4. Passer de l’alternatif au continu

Pour passer de formations info-documentaires de type alternatif* et bricolé à un enseignement continu et maîtrisé, l’élaboration d’un curriculum est indispensable. Il organise la cohérence, la progressivité, les modalités d’apprentissages et d’évaluation des contenus à enseigner. Pour ce faire, un processus de didactisation est engagé qui structure une réflexion approfondie. Il revient cependant à l’institution de garantir l’égalité républicaine de cet enseignement et de sa validation sociale au sortir de l’école. Il lui revient encore de fournir un cadre organisationnel permettant d’assurer la pérennité de cet enseignement, lequel devrait articuler des temps interdisciplinaires pour rendre les savoirs opératoires et des temps disciplinaires pour les structurer. Il reste non seulement à sortir de l’alternatif des contributions épisodiques, mais encore à dégager la Documentation de l’alternative pédagogique où l’on ne cesse de la cantonner tout en l’auréolant. L’Information-documentation ne peut pas être une alternative, c’est une nécessité.

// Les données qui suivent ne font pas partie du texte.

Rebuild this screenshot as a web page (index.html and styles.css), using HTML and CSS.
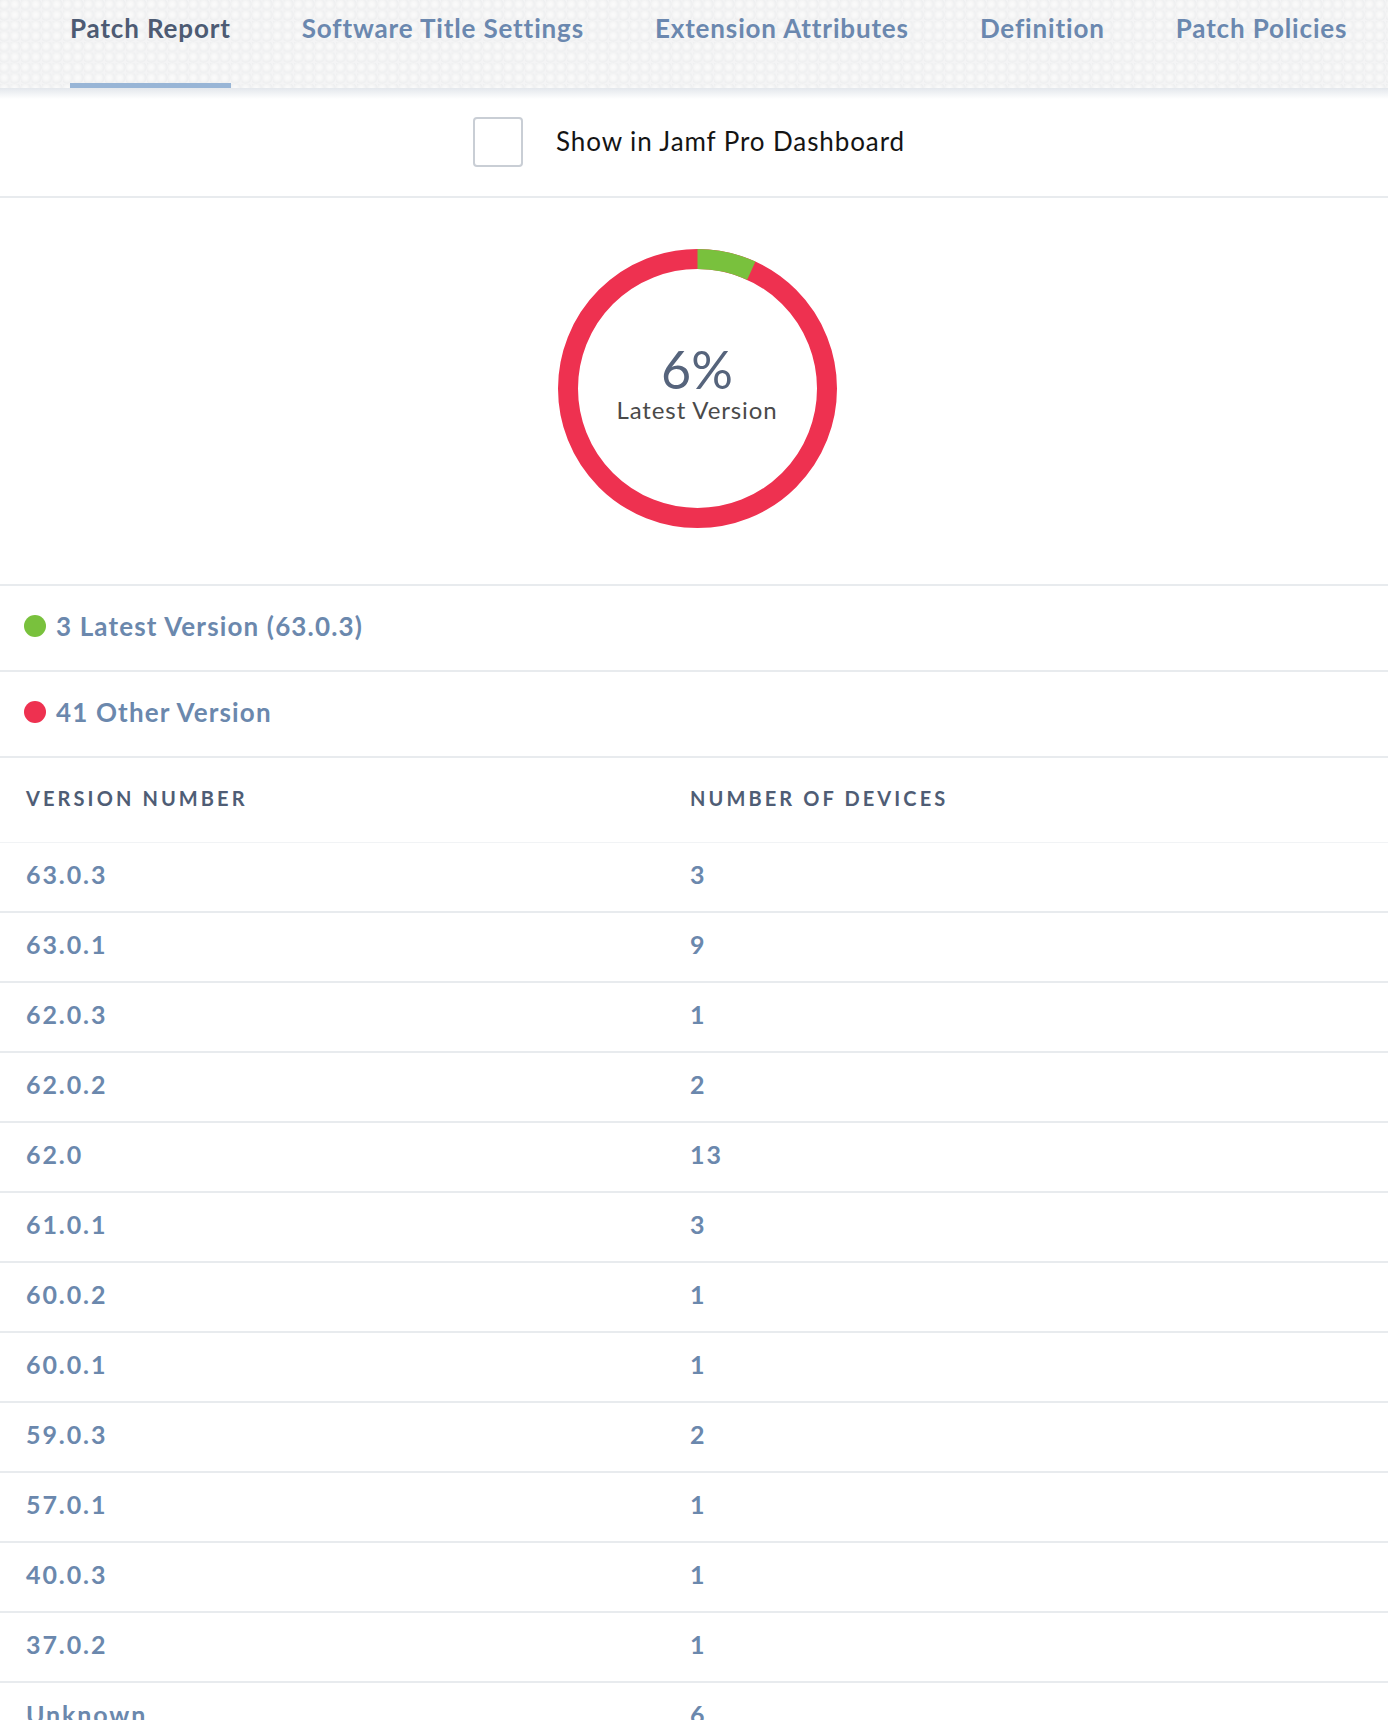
FILE: index.html
```html
<!DOCTYPE html>
<html lang="en">
<head>
  <meta charset="UTF-8" />
  <title>Patch Report</title>
  <link rel="stylesheet" href="styles.css">
</head>
<body>

  <!-- Pestañas -->
  <nav class="tabs">
    <a class="tab active">Patch Report</a>
    <a class="tab">Software Title Settings</a>
    <a class="tab">Extension Attributes</a>
    <a class="tab">Definition</a>
    <a class="tab">Patch Policies</a>
  </nav>

  <div class="dashboard-row">
    <span class="checkbox"></span>
    <span class="checkbox-label">Show in Jamf Pro Dashboard</span>
  </div>

  <!-- Gráfico -->
  <section class="chart">
    <div class="donut">
      <svg width="279" height="279" viewBox="0 0 279 279">
        <circle cx="139.5" cy="139.5" r="129.5" fill="none" stroke="#ee3150" stroke-width="20" />
        <circle cx="139.5" cy="139.5" r="129.5" fill="none" stroke="#79c13d" stroke-width="20"
                stroke-dasharray="55.5 900" transform="rotate(-90 139.5 139.5)" />
      </svg>
      <div class="donut-label">
        <div class="donut-pct">6%</div>
        <div class="donut-text">Latest Version</div>
      </div>
    </div>
  </section>

  <div class="legend-row"><span class="dot green"></span>3 Latest Version (63.0.3)</div>
  <div class="legend-row"><span class="dot red"></span>41 Other Version</div>

  <table class="versions">
    <thead>
      <tr><th>Version Number</th><th>Number of Devices</th></tr>
    </thead>
    <tbody>
      <tr><td>63.0.3</td><td>3</td></tr>
      <tr><td>63.0.1</td><td>9</td></tr>
      <tr><td>62.0.3</td><td>1</td></tr>
      <tr><td>62.0.2</td><td>2</td></tr>
      <tr><td>62.0</td><td>13</td></tr>
      <tr><td>61.0.1</td><td>3</td></tr>
      <tr><td>60.0.2</td><td>1</td></tr>
      <tr><td>60.0.1</td><td>1</td></tr>
      <tr><td>59.0.3</td><td>2</td></tr>
      <tr><td>57.0.1</td><td>1</td></tr>
      <tr><td>40.0.3</td><td>1</td></tr>
      <tr><td>37.0.2</td><td>1</td></tr>
      <tr><td>Unknown</td><td>6</td></tr>
    </tbody>
  </table>

</body>
</html>
```

FILE: styles.css
```css
body {
  margin: 0;
  font-family: Lato, "Open Sans", sans-serif;
  background-color: #fff;
  overflow: hidden;
}
.tabs {
  display: flex;
  gap: 71px;
  height: 88px;
  padding-left: 70px;
  box-sizing: border-box;
  background-color: #f4f4f5;
  background-image: radial-gradient(circle at 40% 40%, #fbfbfb 0, #f7f7f7 30%, #eeeff0 62%, #f4f4f5 72%);
  background-size: 10.5px 10.5px;
  position: relative;
}
.tabs::after {
  content: "";
  position: absolute;
  left: 0;
  right: 0;
  top: 88px;
  height: 11px;
  background: linear-gradient(#e3e7ec, rgba(255, 255, 255, 0));
}
.tab {
  display: block;
  height: 88px;
  padding-top: 13px;
  box-sizing: border-box;
  font-size: 26px;
  line-height: 30px;
  font-weight: 700;
  letter-spacing: 0.85px;
  color: #6b88af;
  border-bottom: 5px solid transparent;
  cursor: pointer;
  white-space: nowrap;
}
.tab.active {
  color: #4d5b73;
  border-bottom-color: #98b5d6;
}
.dashboard-row {
  display: flex;
  align-items: center;
  justify-content: center;
  gap: 33px;
  height: 108px;
  border-bottom: 2px solid #e8ebee;
  padding-right: 10px;
}
.checkbox {
  width: 50px;
  height: 50px;
  box-sizing: border-box;
  border: 2px solid #c9ced5;
  border-radius: 4px;
  background: #fff;
}
.checkbox-label {
  font-size: 26px;
  letter-spacing: 0.9px;
  color: #141414;
  margin-top: -2px;
}
.chart {
  display: flex;
  justify-content: center;
  padding: 51px 0 56px 6px;
  border-bottom: 2px solid #e8ebee;
}
.donut {
  position: relative;
  width: 279px;
  height: 279px;
}
.donut svg {
  display: block;
}
.donut-label {
  position: absolute;
  left: 0;
  right: 0;
  top: 92px;
  text-align: center;
}
.donut-pct {
  font-size: 52px;
  line-height: 56px;
  color: #56647c;
}
.donut-text {
  font-size: 24px;
  line-height: 26px;
  letter-spacing: 0.9px;
  color: #4a4a4a;
}
.legend-row {
  display: flex;
  align-items: center;
  gap: 10px;
  height: 86px;
  padding-left: 24px;
  padding-bottom: 4px;
  box-sizing: border-box;
  border-bottom: 2px solid #e8ebee;
  font-size: 26px;
  font-weight: 700;
  letter-spacing: 1.15px;
  color: #6b88ad;
}
.dot {
  width: 22px;
  height: 22px;
  border-radius: 50%;
  margin-top: -1px;
}
.dot.green {
  background-color: #79c13d;
}
.dot.red {
  background-color: #ee3150;
}
.versions {
  width: 100%;
  border-collapse: collapse;
}
.versions th {
  height: 80px;
  padding: 0 0 4px 26px;
  text-align: left;
  font-size: 20px;
  font-weight: 700;
  letter-spacing: 3.1px;
  text-transform: uppercase;
  color: #4f5d75;
  border-bottom: 1px solid #f1f3f5;
}
.versions th:first-child {
  width: 638px;
}
.versions td {
  height: 62px;
  padding: 0 0 6px 26px;
  font-size: 25px;
  font-weight: 700;
  letter-spacing: 1.9px;
  color: #6b88ad;
  border-bottom: 2px solid #e8ebee;
}
```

Petit lexique de l'autrement documentaire

  • Ailleurs: adv. Dans un autre lieu

    n.m. Evocation exotique, utopie

  • Autre: qui n’est pas la même chose

  • Autrement : en parlant d’un autre possible

  • Alibi : 1. Dans un autre endroit, ailleurs

      2. Ce qu'on met en avant pour se disculper 
    
  • Aliéner : transporter à d’autres son droit de propriété

  • Alter- : l’autre [en parlant de deux]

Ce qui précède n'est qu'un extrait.